[Start of Raw data]

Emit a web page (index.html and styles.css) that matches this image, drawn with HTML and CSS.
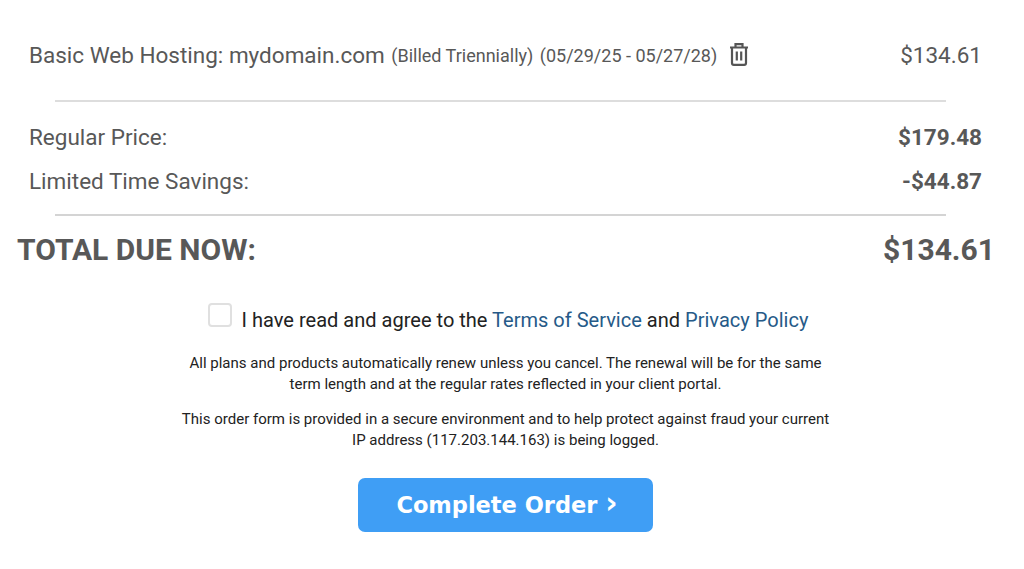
FILE: index.html
```html
<!DOCTYPE html>
<html lang="en">
<head>
<meta charset="utf-8">
<title>Order Summary</title>
<link rel="stylesheet" href="styles.css">
</head>
<body>
<main class="page">
  <div class="line-item">
    <div class="item-desc">
      <span class="item-name">Basic Web Hosting: mydomain.com</span>
      <span class="item-meta">(Billed Triennially)</span>
      <span class="item-meta">(05/29/25 - 05/27/28)</span>
      <svg class="trash" viewBox="0 0 20 24" width="20" height="24" aria-hidden="true">
        <path d="M1 5.5h18M6.5 5V2.2h7V5M3 5.5V21a1.8 1.8 0 0 0 1.8 1.8h10.4A1.8 1.8 0 0 0 17 21V5.5M7.8 9.5v9M12.2 9.5v9" fill="none" stroke="#555" stroke-width="2.2"/>
      </svg>
    </div>
    <div class="item-price">$134.61</div>
  </div>
  <hr class="rule rule-first">
  <div class="sum-row"><span>Regular Price:</span><strong>$179.48</strong></div>
  <div class="sum-row sum-row-second"><span>Limited Time Savings:</span><strong>-$44.87</strong></div>
  <hr class="rule rule-second">
  <div class="total"><span>TOTAL DUE NOW:</span><span>$134.61</span></div>
  <label class="agree">
    <span class="checkbox"></span>
    <span class="agree-text">I have read and agree to the <a href="#">Terms of Service</a> and <a href="#">Privacy Policy</a></span>
  </label>
  <p class="note note-first">All plans and products automatically renew unless you cancel. The renewal will be for the same<br>term length and at the regular rates reflected in your client portal.</p>
  <p class="note note-second">This order form is provided in a secure environment and to help protect against fraud your current<br>IP address (117.203.144.163) is being logged.</p>
  <div class="actions"><button class="complete" type="button">Complete Order <span class="chev">›</span></button></div>
</main>
</body>
</html>
```

FILE: styles.css
```css
* { box-sizing: border-box; }
html, body { margin: 0; padding: 0; background: #fff; }
body { font-family: Roboto, "Liberation Sans", sans-serif; color: #585858; overflow: hidden; }
.page { width: 1024px; height: 569px; padding-top: 38px; }
.line-item { display: flex; justify-content: space-between; align-items: center; height: 34px; padding: 0 42px 0 29px; }
.item-desc { display: flex; align-items: center; }
.item-name { font-size: 22.5px; }
.item-meta { font-size: 18px; margin-left: 6.5px; }
.trash { margin-left: 12px; margin-top: -3px; }
.item-price { font-size: 22.5px; }
.rule { border: 0; height: 2px; background: #ddd; margin: 0 78px 0 55px; }
.rule-first { margin-top: 28px; }
.rule-second { margin-top: 18px; background: #d4d4d4; }
.sum-row { display: flex; justify-content: space-between; align-items: center; height: 30px; margin-top: 20px; padding: 0 42px 0 29px; font-size: 22.5px; }
.sum-row strong { font-weight: 700; }
.sum-row-second { margin-top: 14px; }
.total { display: flex; justify-content: space-between; align-items: center; height: 40px; margin-top: 13px; padding: 0 29px 0 17px; font-size: 30px; font-weight: 700; }
.agree { display: flex; justify-content: center; align-items: flex-start; margin-top: 34px; height: 48px; padding-right: 8px; color: #222; font-size: 20.05px; }
.checkbox { width: 24px; height: 24px; border: 2px solid #e0e0e0; border-radius: 4px; margin-right: 10px; background: #fff; }
.agree-text { margin-top: 5px; }
.agree a { color: #265a88; text-decoration: none; }
.note { margin: 0; padding-right: 13px; text-align: center; font-size: 15.03px; line-height: 21px; color: #222; }
.note-first { margin-top: 2px; }
.note-second { margin-top: 14px; }
.actions { display: flex; justify-content: center; margin-top: 27px; padding-right: 14px; }
.complete { width: 295px; height: 54px; border: 0; border-radius: 7px; background: #3f9ef5; color: #fff; font-family: "DejaVu Sans", sans-serif; font-size: 22.5px; font-weight: 700; padding: 0 6px 0 10px; }
.chev { font-size: 30px; line-height: 20px; }
```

[End of Raw data]

### What is expected
Repeat the material above in full and unchanged, minus its images.

### Solution below
Emit a web page (index.html and styles.css) that matches this image, drawn with HTML and CSS.
FILE: index.html
```html
<!DOCTYPE html>
<html lang="en">
<head>
<meta charset="utf-8">
<title>Order Summary</title>
<link rel="stylesheet" href="styles.css">
</head>
<body>
<main class="page">
  <div class="line-item">
    <div class="item-desc">
      <span class="item-name">Basic Web Hosting: mydomain.com</span>
      <span class="item-meta">(Billed Triennially)</span>
      <span class="item-meta">(05/29/25 - 05/27/28)</span>
      <svg class="trash" viewBox="0 0 20 24" width="20" height="24" aria-hidden="true">
        <path d="M1 5.5h18M6.5 5V2.2h7V5M3 5.5V21a1.8 1.8 0 0 0 1.8 1.8h10.4A1.8 1.8 0 0 0 17 21V5.5M7.8 9.5v9M12.2 9.5v9" fill="none" stroke="#555" stroke-width="2.2"/>
      </svg>
    </div>
    <div class="item-price">$134.61</div>
  </div>
  <hr class="rule rule-first">
  <div class="sum-row"><span>Regular Price:</span><strong>$179.48</strong></div>
  <div class="sum-row sum-row-second"><span>Limited Time Savings:</span><strong>-$44.87</strong></div>
  <hr class="rule rule-second">
  <div class="total"><span>TOTAL DUE NOW:</span><span>$134.61</span></div>
  <label class="agree">
    <span class="checkbox"></span>
    <span class="agree-text">I have read and agree to the <a href="#">Terms of Service</a> and <a href="#">Privacy Policy</a></span>
  </label>
  <p class="note note-first">All plans and products automatically renew unless you cancel. The renewal will be for the same<br>term length and at the regular rates reflected in your client portal.</p>
  <p class="note note-second">This order form is provided in a secure environment and to help protect against fraud your current<br>IP address (117.203.144.163) is being logged.</p>
  <div class="actions"><button class="complete" type="button">Complete Order <span class="chev">›</span></button></div>
</main>
</body>
</html>
```

FILE: styles.css
```css
* { box-sizing: border-box; }
html, body { margin: 0; padding: 0; background: #fff; }
body { font-family: Roboto, "Liberation Sans", sans-serif; color: #585858; overflow: hidden; }
.page { width: 1024px; height: 569px; padding-top: 38px; }
.line-item { display: flex; justify-content: space-between; align-items: center; height: 34px; padding: 0 42px 0 29px; }
.item-desc { display: flex; align-items: center; }
.item-name { font-size: 22.5px; }
.item-meta { font-size: 18px; margin-left: 6.5px; }
.trash { margin-left: 12px; margin-top: -3px; }
.item-price { font-size: 22.5px; }
.rule { border: 0; height: 2px; background: #ddd; margin: 0 78px 0 55px; }
.rule-first { margin-top: 28px; }
.rule-second { margin-top: 18px; background: #d4d4d4; }
.sum-row { display: flex; justify-content: space-between; align-items: center; height: 30px; margin-top: 20px; padding: 0 42px 0 29px; font-size: 22.5px; }
.sum-row strong { font-weight: 700; }
.sum-row-second { margin-top: 14px; }
.total { display: flex; justify-content: space-between; align-items: center; height: 40px; margin-top: 13px; padding: 0 29px 0 17px; font-size: 30px; font-weight: 700; }
.agree { display: flex; justify-content: center; align-items: flex-start; margin-top: 34px; height: 48px; padding-right: 8px; color: #222; font-size: 20.05px; }
.checkbox { width: 24px; height: 24px; border: 2px solid #e0e0e0; border-radius: 4px; margin-right: 10px; background: #fff; }
.agree-text { margin-top: 5px; }
.agree a { color: #265a88; text-decoration: none; }
.note { margin: 0; padding-right: 13px; text-align: center; font-size: 15.03px; line-height: 21px; color: #222; }
.note-first { margin-top: 2px; }
.note-second { margin-top: 14px; }
.actions { display: flex; justify-content: center; margin-top: 27px; padding-right: 14px; }
.complete { width: 295px; height: 54px; border: 0; border-radius: 7px; background: #3f9ef5; color: #fff; font-family: "DejaVu Sans", sans-serif; font-size: 22.5px; font-weight: 700; padding: 0 6px 0 10px; }
.chev { font-size: 30px; line-height: 20px; }
```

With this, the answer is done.